START Supplied material

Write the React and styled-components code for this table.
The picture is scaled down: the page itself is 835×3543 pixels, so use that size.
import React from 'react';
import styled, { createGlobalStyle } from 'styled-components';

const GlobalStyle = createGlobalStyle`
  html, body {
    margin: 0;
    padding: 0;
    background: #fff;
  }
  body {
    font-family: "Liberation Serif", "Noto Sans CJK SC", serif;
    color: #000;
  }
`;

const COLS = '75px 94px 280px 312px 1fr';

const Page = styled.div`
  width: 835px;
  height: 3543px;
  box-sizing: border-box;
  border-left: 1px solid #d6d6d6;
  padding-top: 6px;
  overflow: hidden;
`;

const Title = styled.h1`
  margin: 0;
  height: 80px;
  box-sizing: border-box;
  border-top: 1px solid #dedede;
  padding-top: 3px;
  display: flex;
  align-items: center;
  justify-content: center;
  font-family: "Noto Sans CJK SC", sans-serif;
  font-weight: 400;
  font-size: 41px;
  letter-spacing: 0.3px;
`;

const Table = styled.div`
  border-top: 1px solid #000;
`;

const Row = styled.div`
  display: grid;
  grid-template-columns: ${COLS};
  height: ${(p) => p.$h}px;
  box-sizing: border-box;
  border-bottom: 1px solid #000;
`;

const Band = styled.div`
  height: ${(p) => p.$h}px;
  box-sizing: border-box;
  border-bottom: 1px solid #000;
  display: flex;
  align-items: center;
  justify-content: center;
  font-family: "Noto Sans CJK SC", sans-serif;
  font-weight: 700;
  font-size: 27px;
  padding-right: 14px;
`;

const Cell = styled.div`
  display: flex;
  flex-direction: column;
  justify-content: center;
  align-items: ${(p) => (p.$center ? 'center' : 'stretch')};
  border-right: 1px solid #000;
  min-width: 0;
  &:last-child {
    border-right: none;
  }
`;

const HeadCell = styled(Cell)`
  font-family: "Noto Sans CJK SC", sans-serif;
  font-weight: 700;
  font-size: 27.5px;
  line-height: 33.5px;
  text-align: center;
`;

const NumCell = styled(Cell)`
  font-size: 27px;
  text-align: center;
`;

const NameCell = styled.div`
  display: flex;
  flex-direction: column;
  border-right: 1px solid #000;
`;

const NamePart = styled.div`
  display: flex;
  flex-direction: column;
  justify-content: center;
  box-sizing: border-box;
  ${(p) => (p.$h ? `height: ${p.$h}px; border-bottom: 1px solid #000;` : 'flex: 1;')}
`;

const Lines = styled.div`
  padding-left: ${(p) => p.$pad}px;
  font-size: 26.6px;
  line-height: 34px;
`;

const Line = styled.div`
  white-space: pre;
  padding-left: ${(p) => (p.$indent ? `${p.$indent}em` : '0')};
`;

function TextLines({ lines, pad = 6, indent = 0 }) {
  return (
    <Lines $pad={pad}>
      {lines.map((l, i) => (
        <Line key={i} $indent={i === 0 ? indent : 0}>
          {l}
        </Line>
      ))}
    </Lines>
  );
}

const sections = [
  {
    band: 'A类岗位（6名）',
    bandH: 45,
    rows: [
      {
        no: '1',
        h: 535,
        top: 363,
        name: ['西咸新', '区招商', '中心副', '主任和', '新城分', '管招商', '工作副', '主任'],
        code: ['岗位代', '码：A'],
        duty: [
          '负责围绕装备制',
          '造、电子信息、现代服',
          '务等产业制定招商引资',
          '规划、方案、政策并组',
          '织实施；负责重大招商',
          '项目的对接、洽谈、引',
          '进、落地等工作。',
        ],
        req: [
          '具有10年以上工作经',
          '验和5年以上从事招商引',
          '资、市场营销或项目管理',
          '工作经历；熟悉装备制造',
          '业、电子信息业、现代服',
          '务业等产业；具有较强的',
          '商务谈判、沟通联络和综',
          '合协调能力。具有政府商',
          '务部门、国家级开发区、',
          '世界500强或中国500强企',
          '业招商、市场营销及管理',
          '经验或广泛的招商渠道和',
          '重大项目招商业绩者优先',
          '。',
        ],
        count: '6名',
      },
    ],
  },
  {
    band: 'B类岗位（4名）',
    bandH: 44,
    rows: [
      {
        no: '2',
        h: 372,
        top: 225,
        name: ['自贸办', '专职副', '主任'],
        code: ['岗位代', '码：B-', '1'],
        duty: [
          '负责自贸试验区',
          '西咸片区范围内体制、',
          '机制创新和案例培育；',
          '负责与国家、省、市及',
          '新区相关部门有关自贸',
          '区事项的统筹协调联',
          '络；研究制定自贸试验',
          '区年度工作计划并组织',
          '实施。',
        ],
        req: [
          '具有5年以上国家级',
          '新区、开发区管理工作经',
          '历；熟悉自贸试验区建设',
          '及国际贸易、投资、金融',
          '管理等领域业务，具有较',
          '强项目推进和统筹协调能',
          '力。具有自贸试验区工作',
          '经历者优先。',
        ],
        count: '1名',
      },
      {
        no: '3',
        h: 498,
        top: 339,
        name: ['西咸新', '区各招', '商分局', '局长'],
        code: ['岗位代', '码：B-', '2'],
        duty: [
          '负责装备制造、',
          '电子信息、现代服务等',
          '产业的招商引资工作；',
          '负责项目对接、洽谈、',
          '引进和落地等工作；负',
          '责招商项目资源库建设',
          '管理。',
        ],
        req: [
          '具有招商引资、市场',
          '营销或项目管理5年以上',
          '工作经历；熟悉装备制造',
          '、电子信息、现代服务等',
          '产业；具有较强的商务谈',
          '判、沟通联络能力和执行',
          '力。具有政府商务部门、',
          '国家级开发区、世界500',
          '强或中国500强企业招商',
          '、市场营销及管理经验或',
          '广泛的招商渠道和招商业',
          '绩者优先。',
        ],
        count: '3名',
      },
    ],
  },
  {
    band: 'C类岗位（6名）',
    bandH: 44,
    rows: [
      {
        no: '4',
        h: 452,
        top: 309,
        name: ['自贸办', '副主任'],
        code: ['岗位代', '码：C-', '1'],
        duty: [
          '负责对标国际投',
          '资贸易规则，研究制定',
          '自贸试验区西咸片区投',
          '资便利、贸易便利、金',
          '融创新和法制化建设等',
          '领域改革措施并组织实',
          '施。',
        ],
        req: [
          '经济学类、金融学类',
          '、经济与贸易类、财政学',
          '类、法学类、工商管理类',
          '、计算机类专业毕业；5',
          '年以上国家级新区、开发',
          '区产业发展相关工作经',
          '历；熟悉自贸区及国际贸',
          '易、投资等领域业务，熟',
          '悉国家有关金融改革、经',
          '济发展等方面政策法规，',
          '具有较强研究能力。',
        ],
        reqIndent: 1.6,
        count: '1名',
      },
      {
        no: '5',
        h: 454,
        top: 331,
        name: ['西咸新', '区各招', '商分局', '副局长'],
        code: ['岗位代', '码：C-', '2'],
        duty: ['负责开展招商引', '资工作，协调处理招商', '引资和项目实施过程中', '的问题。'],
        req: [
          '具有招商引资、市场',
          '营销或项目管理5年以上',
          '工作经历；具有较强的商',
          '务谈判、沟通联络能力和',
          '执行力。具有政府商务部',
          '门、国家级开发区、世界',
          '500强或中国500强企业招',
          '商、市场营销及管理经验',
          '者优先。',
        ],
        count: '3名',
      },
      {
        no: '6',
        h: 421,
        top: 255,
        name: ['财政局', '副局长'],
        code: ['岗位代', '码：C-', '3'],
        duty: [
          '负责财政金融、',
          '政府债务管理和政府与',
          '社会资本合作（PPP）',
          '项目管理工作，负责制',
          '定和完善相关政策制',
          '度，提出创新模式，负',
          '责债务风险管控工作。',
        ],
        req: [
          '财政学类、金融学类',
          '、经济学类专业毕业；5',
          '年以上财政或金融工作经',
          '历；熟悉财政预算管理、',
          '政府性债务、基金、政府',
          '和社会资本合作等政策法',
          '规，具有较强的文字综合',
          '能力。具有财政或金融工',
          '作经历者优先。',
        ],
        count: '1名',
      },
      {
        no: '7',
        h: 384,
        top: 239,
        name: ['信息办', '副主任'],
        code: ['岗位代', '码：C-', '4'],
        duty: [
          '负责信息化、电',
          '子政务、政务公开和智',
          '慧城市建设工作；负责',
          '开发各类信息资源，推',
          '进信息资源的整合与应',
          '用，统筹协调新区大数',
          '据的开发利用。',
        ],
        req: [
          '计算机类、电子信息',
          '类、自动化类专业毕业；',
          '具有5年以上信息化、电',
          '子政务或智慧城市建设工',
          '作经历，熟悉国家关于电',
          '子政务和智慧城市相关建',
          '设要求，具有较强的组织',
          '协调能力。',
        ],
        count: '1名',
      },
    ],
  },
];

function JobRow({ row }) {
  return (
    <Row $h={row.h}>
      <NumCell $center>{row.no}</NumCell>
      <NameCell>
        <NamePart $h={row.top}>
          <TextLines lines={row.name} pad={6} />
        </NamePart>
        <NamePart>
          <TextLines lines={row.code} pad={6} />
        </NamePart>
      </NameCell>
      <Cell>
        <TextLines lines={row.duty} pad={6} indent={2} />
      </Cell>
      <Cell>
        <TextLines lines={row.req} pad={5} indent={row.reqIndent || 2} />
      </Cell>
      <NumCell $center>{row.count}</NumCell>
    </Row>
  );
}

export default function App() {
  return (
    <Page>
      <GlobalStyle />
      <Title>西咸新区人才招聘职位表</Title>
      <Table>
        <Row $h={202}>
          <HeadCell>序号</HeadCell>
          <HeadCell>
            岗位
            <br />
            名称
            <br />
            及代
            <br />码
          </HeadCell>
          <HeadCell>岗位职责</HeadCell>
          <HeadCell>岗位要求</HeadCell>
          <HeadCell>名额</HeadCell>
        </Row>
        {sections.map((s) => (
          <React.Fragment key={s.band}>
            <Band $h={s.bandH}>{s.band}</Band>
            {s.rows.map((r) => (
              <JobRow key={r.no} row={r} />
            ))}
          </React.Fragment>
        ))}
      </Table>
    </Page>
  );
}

END Supplied material

Task objective: Print the listing above from its first line through the line with "const COLS = '75px 94px 280px 312px 1fr';", and stop there.

Response for this exercise:
Write the React and styled-components code for this table.
The picture is scaled down: the page itself is 835×3543 pixels, so use that size.
import React from 'react';
import styled, { createGlobalStyle } from 'styled-components';

const GlobalStyle = createGlobalStyle`
  html, body {
    margin: 0;
    padding: 0;
    background: #fff;
  }
  body {
    font-family: "Liberation Serif", "Noto Sans CJK SC", serif;
    color: #000;
  }
`;

const COLS = '75px 94px 280px 312px 1fr';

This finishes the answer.